Bill likes the way this is unfolding. He knows what you and the tax advisors will expect, so he knows exactly what he and the group should cover, emphasize and anticipate. He’ll save a tremendous amount of time, if not in the preparation, then by avoiding any time-consuming retracing of items not covered or adequately explained. Most of all, this kind of structure gives him the opportunity to show you and the tax advisors, and therefore the client, how he brings his considerable knowledge, experience and listening skills to bear in this high level type of case.

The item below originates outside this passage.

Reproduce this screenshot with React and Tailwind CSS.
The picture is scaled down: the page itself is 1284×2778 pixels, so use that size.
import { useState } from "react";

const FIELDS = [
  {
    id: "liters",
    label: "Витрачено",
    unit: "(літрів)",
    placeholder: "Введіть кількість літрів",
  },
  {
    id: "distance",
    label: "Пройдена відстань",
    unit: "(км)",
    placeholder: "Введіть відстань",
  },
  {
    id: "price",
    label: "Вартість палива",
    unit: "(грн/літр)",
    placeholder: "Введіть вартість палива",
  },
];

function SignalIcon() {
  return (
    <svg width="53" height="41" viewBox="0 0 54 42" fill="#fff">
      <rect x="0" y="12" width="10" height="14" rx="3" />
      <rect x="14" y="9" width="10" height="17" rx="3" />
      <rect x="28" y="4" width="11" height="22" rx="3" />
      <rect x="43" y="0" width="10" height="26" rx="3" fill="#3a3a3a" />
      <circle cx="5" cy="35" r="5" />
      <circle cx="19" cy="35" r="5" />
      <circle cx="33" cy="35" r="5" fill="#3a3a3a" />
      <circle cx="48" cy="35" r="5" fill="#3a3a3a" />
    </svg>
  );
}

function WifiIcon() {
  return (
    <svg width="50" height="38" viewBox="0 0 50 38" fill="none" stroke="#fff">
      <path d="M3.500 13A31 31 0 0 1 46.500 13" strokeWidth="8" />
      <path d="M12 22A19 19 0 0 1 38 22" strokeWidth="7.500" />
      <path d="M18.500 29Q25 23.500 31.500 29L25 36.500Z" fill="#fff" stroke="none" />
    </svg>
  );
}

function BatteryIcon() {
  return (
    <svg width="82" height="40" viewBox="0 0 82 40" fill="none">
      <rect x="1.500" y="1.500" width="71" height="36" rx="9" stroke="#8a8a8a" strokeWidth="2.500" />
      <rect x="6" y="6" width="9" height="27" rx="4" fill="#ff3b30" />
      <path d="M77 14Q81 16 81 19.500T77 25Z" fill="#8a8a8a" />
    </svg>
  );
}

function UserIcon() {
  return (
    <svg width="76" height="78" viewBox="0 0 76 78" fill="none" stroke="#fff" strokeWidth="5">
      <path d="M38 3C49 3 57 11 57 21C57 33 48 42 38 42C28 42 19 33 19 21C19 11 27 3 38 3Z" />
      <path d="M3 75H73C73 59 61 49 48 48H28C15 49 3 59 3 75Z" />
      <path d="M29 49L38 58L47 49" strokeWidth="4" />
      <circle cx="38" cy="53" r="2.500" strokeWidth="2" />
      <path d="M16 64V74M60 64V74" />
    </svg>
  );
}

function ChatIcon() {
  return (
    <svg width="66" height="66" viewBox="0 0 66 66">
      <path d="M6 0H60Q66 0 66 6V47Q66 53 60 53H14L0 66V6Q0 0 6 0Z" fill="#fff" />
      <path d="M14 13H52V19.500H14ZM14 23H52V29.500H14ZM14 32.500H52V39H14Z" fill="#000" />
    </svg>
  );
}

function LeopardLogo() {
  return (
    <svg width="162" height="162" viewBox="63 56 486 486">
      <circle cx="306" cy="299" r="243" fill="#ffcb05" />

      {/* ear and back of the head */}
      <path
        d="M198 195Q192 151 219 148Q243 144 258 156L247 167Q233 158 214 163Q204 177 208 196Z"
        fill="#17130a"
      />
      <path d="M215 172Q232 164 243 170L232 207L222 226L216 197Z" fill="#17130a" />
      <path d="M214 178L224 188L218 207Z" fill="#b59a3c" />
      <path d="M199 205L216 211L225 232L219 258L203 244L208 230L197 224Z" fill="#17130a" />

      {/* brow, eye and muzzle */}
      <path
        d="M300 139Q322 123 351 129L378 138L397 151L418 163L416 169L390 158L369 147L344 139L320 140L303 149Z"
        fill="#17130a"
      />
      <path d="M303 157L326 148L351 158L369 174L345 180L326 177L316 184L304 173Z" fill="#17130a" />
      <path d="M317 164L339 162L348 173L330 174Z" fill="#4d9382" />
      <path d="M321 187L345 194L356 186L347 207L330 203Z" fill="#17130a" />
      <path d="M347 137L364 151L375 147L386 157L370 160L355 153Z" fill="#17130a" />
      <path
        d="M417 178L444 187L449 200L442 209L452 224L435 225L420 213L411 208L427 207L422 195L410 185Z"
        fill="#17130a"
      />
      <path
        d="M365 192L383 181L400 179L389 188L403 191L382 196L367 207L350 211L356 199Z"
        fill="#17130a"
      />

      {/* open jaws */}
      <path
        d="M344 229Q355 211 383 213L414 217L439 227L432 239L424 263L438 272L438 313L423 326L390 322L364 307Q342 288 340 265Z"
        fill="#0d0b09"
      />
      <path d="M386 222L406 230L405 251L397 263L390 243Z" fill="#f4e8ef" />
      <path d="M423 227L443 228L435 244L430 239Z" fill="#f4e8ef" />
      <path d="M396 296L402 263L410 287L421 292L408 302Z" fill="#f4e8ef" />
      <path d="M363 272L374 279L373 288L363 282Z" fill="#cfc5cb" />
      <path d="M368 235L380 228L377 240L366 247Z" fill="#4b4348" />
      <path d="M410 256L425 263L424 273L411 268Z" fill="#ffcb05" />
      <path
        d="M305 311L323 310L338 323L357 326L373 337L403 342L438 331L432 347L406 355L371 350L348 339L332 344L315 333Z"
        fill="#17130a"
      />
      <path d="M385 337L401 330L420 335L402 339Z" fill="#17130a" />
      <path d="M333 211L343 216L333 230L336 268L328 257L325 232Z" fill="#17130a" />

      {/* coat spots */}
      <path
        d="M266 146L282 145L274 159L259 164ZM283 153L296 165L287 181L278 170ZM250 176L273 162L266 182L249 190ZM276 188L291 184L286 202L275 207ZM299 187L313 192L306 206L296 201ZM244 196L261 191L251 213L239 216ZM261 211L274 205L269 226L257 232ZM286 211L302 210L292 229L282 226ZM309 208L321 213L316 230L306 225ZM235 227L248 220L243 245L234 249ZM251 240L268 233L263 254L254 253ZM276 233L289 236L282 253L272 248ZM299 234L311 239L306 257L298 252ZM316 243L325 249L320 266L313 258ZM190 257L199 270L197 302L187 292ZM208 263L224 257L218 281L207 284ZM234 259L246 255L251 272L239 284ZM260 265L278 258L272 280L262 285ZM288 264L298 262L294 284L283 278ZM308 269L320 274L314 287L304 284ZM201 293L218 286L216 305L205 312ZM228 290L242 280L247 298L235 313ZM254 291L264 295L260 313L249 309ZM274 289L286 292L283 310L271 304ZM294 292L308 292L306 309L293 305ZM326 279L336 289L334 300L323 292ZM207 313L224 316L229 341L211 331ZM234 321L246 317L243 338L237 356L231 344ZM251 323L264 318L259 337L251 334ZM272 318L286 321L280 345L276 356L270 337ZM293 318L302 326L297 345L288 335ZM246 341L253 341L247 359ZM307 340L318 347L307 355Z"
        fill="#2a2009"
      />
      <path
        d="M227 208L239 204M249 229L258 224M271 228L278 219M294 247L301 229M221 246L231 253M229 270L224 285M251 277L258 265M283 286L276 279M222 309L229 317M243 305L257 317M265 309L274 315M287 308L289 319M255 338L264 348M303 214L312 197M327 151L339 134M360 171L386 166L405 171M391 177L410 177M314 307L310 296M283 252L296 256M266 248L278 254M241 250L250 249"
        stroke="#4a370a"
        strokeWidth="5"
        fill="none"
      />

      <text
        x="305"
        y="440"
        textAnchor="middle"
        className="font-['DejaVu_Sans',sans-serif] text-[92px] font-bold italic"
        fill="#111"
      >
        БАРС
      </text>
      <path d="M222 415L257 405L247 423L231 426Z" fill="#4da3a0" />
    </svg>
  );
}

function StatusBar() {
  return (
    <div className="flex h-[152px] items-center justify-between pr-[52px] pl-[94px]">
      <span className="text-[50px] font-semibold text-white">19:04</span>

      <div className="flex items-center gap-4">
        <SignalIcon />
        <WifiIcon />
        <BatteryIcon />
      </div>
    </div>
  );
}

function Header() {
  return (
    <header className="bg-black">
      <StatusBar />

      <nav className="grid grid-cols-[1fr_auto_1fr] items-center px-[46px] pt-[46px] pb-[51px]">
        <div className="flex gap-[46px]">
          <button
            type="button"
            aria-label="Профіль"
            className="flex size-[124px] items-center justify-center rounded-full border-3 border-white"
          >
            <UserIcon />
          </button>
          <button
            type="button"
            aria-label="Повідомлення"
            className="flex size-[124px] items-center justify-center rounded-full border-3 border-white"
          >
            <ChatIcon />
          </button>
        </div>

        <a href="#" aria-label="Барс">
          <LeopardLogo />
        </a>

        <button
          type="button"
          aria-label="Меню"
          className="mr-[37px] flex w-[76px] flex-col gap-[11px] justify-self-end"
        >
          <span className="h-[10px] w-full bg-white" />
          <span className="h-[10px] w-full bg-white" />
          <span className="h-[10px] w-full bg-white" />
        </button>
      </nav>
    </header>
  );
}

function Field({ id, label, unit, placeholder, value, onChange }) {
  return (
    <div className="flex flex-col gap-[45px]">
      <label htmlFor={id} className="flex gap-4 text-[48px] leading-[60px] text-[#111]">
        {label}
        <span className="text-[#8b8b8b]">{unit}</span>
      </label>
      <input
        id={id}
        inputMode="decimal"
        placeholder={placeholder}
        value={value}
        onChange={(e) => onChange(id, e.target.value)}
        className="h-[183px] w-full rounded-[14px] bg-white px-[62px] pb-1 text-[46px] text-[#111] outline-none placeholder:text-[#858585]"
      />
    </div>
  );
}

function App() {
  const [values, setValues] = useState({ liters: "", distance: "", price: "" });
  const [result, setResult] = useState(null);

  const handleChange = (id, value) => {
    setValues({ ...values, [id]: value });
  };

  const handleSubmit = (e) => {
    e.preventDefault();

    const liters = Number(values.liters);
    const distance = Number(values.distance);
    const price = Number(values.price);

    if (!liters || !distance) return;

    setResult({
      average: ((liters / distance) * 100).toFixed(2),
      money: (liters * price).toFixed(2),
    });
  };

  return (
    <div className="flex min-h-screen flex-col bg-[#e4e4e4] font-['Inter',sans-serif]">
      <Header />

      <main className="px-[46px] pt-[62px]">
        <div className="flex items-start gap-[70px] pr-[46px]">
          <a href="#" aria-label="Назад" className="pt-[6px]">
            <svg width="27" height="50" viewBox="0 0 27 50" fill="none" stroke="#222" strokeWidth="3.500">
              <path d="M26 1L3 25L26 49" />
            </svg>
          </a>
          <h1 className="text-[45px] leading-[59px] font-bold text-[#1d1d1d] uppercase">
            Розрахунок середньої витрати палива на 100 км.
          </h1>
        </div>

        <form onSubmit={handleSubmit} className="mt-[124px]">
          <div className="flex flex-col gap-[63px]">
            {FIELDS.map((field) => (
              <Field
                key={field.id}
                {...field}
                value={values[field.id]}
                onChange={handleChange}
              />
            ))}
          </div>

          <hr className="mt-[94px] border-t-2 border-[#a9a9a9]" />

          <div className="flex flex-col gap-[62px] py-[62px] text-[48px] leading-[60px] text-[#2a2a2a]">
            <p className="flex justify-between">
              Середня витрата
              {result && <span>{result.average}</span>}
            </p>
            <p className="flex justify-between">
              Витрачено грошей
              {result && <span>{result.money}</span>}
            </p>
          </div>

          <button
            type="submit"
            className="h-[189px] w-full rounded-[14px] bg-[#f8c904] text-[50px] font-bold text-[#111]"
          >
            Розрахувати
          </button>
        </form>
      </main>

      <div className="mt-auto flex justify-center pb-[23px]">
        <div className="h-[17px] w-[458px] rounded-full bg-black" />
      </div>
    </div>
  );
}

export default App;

You also like the way this is unfolding. You’re satisfied that you’ve done a good job with the staging for the rest of the production. You’ve framed the discussion in a way that will enable the client to appreciate the value that a creative and collaborative team can add to her liquidity and wealth transfer planning. You’ve set the ground rules that will help you manage your risk. And, come to think about it, you have a couple of other clients you might want to talk about with Bill.